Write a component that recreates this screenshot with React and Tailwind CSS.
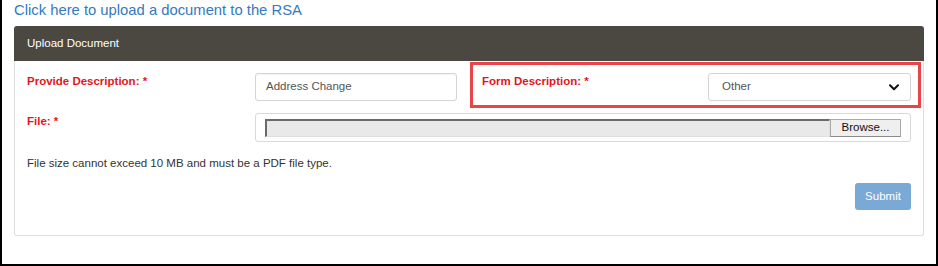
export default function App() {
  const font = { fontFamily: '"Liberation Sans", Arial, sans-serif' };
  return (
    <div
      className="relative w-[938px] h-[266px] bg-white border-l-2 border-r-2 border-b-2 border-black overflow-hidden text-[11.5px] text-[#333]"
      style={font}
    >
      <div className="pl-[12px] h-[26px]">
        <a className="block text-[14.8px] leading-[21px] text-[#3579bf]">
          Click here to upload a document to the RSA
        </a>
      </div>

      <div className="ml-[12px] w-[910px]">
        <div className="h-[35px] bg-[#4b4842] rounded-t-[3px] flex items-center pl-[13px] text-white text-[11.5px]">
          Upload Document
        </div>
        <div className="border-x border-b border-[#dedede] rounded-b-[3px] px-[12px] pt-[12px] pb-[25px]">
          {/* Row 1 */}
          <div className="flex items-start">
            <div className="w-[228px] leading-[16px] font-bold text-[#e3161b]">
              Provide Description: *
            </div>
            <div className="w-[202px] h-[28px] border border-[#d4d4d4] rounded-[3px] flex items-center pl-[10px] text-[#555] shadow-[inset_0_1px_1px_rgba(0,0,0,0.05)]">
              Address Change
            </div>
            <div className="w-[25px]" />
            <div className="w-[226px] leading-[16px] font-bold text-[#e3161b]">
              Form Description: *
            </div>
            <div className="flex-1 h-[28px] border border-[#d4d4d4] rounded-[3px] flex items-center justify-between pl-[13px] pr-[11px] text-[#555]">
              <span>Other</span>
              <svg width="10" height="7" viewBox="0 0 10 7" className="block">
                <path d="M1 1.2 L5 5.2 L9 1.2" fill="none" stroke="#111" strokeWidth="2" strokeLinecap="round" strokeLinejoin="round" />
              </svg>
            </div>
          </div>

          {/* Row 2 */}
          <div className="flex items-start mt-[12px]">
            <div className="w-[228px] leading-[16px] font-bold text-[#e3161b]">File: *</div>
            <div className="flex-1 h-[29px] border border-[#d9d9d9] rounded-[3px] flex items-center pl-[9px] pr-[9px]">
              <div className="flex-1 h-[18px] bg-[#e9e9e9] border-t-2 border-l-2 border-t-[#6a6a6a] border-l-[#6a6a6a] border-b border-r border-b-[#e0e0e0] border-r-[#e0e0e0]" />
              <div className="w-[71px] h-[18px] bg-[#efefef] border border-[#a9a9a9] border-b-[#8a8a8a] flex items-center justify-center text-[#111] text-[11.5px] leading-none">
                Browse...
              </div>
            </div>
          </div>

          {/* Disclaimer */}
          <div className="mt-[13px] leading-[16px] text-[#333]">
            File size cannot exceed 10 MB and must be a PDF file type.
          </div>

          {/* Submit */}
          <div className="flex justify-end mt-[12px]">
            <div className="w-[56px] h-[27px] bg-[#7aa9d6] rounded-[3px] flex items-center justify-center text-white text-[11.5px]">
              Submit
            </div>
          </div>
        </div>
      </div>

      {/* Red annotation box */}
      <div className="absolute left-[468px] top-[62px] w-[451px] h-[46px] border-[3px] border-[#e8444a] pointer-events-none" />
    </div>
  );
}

## WHAT IS BEING ASKED
Omit pictures; set down the rest of the material word for word.

## COMPLETE OUTPUT
Write a component that recreates this screenshot with React and Tailwind CSS.
export default function App() {
  const font = { fontFamily: '"Liberation Sans", Arial, sans-serif' };
  return (
    <div
      className="relative w-[938px] h-[266px] bg-white border-l-2 border-r-2 border-b-2 border-black overflow-hidden text-[11.5px] text-[#333]"
      style={font}
    >
      <div className="pl-[12px] h-[26px]">
        <a className="block text-[14.8px] leading-[21px] text-[#3579bf]">
          Click here to upload a document to the RSA
        </a>
      </div>

      <div className="ml-[12px] w-[910px]">
        <div className="h-[35px] bg-[#4b4842] rounded-t-[3px] flex items-center pl-[13px] text-white text-[11.5px]">
          Upload Document
        </div>
        <div className="border-x border-b border-[#dedede] rounded-b-[3px] px-[12px] pt-[12px] pb-[25px]">
          {/* Row 1 */}
          <div className="flex items-start">
            <div className="w-[228px] leading-[16px] font-bold text-[#e3161b]">
              Provide Description: *
            </div>
            <div className="w-[202px] h-[28px] border border-[#d4d4d4] rounded-[3px] flex items-center pl-[10px] text-[#555] shadow-[inset_0_1px_1px_rgba(0,0,0,0.05)]">
              Address Change
            </div>
            <div className="w-[25px]" />
            <div className="w-[226px] leading-[16px] font-bold text-[#e3161b]">
              Form Description: *
            </div>
            <div className="flex-1 h-[28px] border border-[#d4d4d4] rounded-[3px] flex items-center justify-between pl-[13px] pr-[11px] text-[#555]">
              <span>Other</span>
              <svg width="10" height="7" viewBox="0 0 10 7" className="block">
                <path d="M1 1.2 L5 5.2 L9 1.2" fill="none" stroke="#111" strokeWidth="2" strokeLinecap="round" strokeLinejoin="round" />
              </svg>
            </div>
          </div>

          {/* Row 2 */}
          <div className="flex items-start mt-[12px]">
            <div className="w-[228px] leading-[16px] font-bold text-[#e3161b]">File: *</div>
            <div className="flex-1 h-[29px] border border-[#d9d9d9] rounded-[3px] flex items-center pl-[9px] pr-[9px]">
              <div className="flex-1 h-[18px] bg-[#e9e9e9] border-t-2 border-l-2 border-t-[#6a6a6a] border-l-[#6a6a6a] border-b border-r border-b-[#e0e0e0] border-r-[#e0e0e0]" />
              <div className="w-[71px] h-[18px] bg-[#efefef] border border-[#a9a9a9] border-b-[#8a8a8a] flex items-center justify-center text-[#111] text-[11.5px] leading-none">
                Browse...
              </div>
            </div>
          </div>

          {/* Disclaimer */}
          <div className="mt-[13px] leading-[16px] text-[#333]">
            File size cannot exceed 10 MB and must be a PDF file type.
          </div>

          {/* Submit */}
          <div className="flex justify-end mt-[12px]">
            <div className="w-[56px] h-[27px] bg-[#7aa9d6] rounded-[3px] flex items-center justify-center text-white text-[11.5px]">
              Submit
            </div>
          </div>
        </div>
      </div>

      {/* Red annotation box */}
      <div className="absolute left-[468px] top-[62px] w-[451px] h-[46px] border-[3px] border-[#e8444a] pointer-events-none" />
    </div>
  );
}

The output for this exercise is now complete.